I absolutely can not stand people who are shallow and pass criticisms and hurtful comments of others for the jocular exchange of banter. Yet they can’t take it when it is thrown back at them. I hate when I become part of conversations as such and participate in them in order to prove to others that I ‘have a sense of humor’ or that I CAN ‘relax’ and ‘chill’ and not take myself ‘too seriously’. I have never been one to make direct attacks with shallow insults and I have lately become this person I once hated simply because it is easier to agree than to convince them otherwise. I am ashamed of ever mocking the flaws of strangers that I myself possess. No more.
I am extremely hard on myself especially when I feel I have failed someone I love. I would rather if I didn’t try loving them than to hurt them with my love. I am dramatic. I am emotional and sensitive. I am insecure. I am jealous. I seek acceptance from strangers. I’m an alcoholic. I’ve cut down because I can’t afford it not because I don’t need it. I am spoilt by my father so much so that I do not know the value of money apart from the value of love. I hate people who hide their insecurities by putting others down and not realize how transparent their motives are.
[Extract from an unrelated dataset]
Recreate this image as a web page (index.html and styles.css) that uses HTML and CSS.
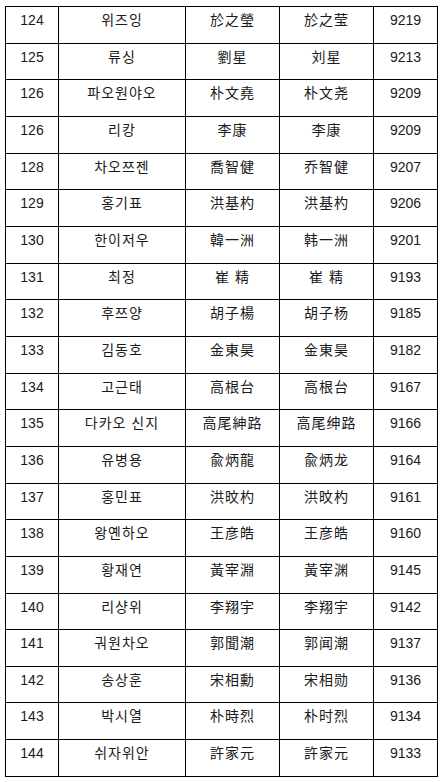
FILE: index.html
```html
<!DOCTYPE html>
<html lang="ko">
<head>
<meta charset="utf-8">
<link rel="stylesheet" href="styles.css">
</head>
<body>
<table class="rank">
<colgroup><col class="c1"><col class="c2"><col class="c3"><col class="c4"><col class="c5"></colgroup>
<tbody>
<tr><td>124</td><td>위즈잉</td><td>於之瑩</td><td>於之莹</td><td>9219</td></tr>
<tr><td>125</td><td>류싱</td><td>劉星</td><td>刘星</td><td>9213</td></tr>
<tr><td>126</td><td>파오원야오</td><td>朴文堯</td><td>朴文尧</td><td>9209</td></tr>
<tr><td>126</td><td>리캉</td><td>李康</td><td>李康</td><td>9209</td></tr>
<tr><td>128</td><td>차오쯔젠</td><td>喬智健</td><td>乔智健</td><td>9207</td></tr>
<tr><td>129</td><td>홍기표</td><td>洪基杓</td><td>洪基杓</td><td>9206</td></tr>
<tr><td>130</td><td>한이저우</td><td>韓一洲</td><td>韩一洲</td><td>9201</td></tr>
<tr><td>131</td><td>최정</td><td>崔 精</td><td>崔 精</td><td>9193</td></tr>
<tr><td>132</td><td>후쯔양</td><td>胡子楊</td><td>胡子杨</td><td>9185</td></tr>
<tr><td>133</td><td>김동호</td><td>金東昊</td><td>金東昊</td><td>9182</td></tr>
<tr><td>134</td><td>고근태</td><td>高根台</td><td>高根台</td><td>9167</td></tr>
<tr><td>135</td><td>다카오 신지</td><td>高尾紳路</td><td>高尾绅路</td><td>9166</td></tr>
<tr><td>136</td><td>유병용</td><td>兪炳龍</td><td>兪炳龙</td><td>9164</td></tr>
<tr><td>137</td><td>홍민표</td><td>洪旼杓</td><td>洪旼杓</td><td>9161</td></tr>
<tr><td>138</td><td>왕옌하오</td><td>王彦皓</td><td>王彦皓</td><td>9160</td></tr>
<tr><td>139</td><td>황재연</td><td>黃宰淵</td><td>黃宰渊</td><td>9145</td></tr>
<tr><td>140</td><td>리샹위</td><td>李翔宇</td><td>李翔宇</td><td>9142</td></tr>
<tr><td>141</td><td>궈원차오</td><td>郭聞潮</td><td>郭闻潮</td><td>9137</td></tr>
<tr><td>142</td><td>송상훈</td><td>宋相勳</td><td>宋相勋</td><td>9136</td></tr>
<tr><td>143</td><td>박시열</td><td>朴時烈</td><td>朴时烈</td><td>9134</td></tr>
<tr><td>144</td><td>쉬자위안</td><td>許家元</td><td>許家元</td><td>9133</td></tr>
</tbody>
</table>
</body>
</html>
```
FILE: styles.css
```css
html, body {
  margin: 0;
  padding: 0;
  background: #ffffff;
}
body {
  padding: 6px 0 0 5px;
  font-family: "Liberation Sans", "Noto Sans CJK KR", sans-serif;
  font-size: 14px;
  color: #1a1a1a;
}
.rank {
  border-collapse: collapse;
  table-layout: fixed;
  width: 432px;
}
.c1 { width: 53px; }
.c2 { width: 127px; }
.c3 { width: 94px; }
.c4 { width: 94px; }
.c5 { width: 64px; }
.rank td {
  border: 1px solid #000000;
  height: 36.67px;
  box-sizing: border-box;
  padding: 5px 2px 0;
  vertical-align: top;
  text-align: center;
  line-height: 16px;
  white-space: nowrap;
}
.rank td:nth-child(2),
.rank td:nth-child(3),
.rank td:nth-child(4) {
  letter-spacing: 1px;
}
```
It breaks my heart that some people will still vote for George Bush. I can’t drive. The last time I was behind the wheel, I almost killed someone.
My father is the only man I have ever loved. I tried to love the opp sex but none of the ones I have been with had ever been able to hurt me and that is how I have learned to measure love. Two whom I have cried over stemmed from loathe, not love. Although some have tried blaming my past experience on my sexual preference, I am self-assured in knowing that it is innate. I have truly been in love twice. I’m afraid of success because I am terrified of failure and therefor am reluctant in ever trying. I blame my childhood for who I am today simply because my psychiatrist Mrs.Peggy told me I can and it seems like the universally prescribed anecdote for self-loathe.
I am dramatic because of my emotions, everything is intensified. But when shit hits the fan, I can be as calm and as collected as the sea after a storm. I can tell you my secrets but I might not confide in you. I have too much pride. I’m a lonely person. It hurts when I am taken for granted. I hate being wrong but I will always admit to it when I know I am. I am stubborn and incredibly difficult to reason with. I chase people away with my selfishness. I stop eating when I’m depressed. I believe in God but I have stopped going to church because I am ashamed of my sexuality in a hall full of Christians. I try to buy love but it always blows up in my face. I never leave home without makeup, not even to the 7-11 cos I’m ugly without it. I intimidate strangers because I don’t want them to know I’m fragile. I have no self-confidence. I’m a good actress.
Sometimes I look through my phone book for someone to have coffee with and out of 300 plus names, not a single person I could call on . The ones I would call are either in different continents or too busy with their lives. I only have 2 people in Melbourne I consider real friends. They keep me sane without really knowing it. So for those who think I’m some social butterfly, I am far from it. I am self-suficcient but at times I crave for a change in my environment. I have had sex with man to escape who I really am by being someone I am not. I am self-destructive. I am a sucker for love. I expect too much from it. I am never satisfied.
Maybe I’ll stop feeling like shit from holding so much in. I need to stop being so angry.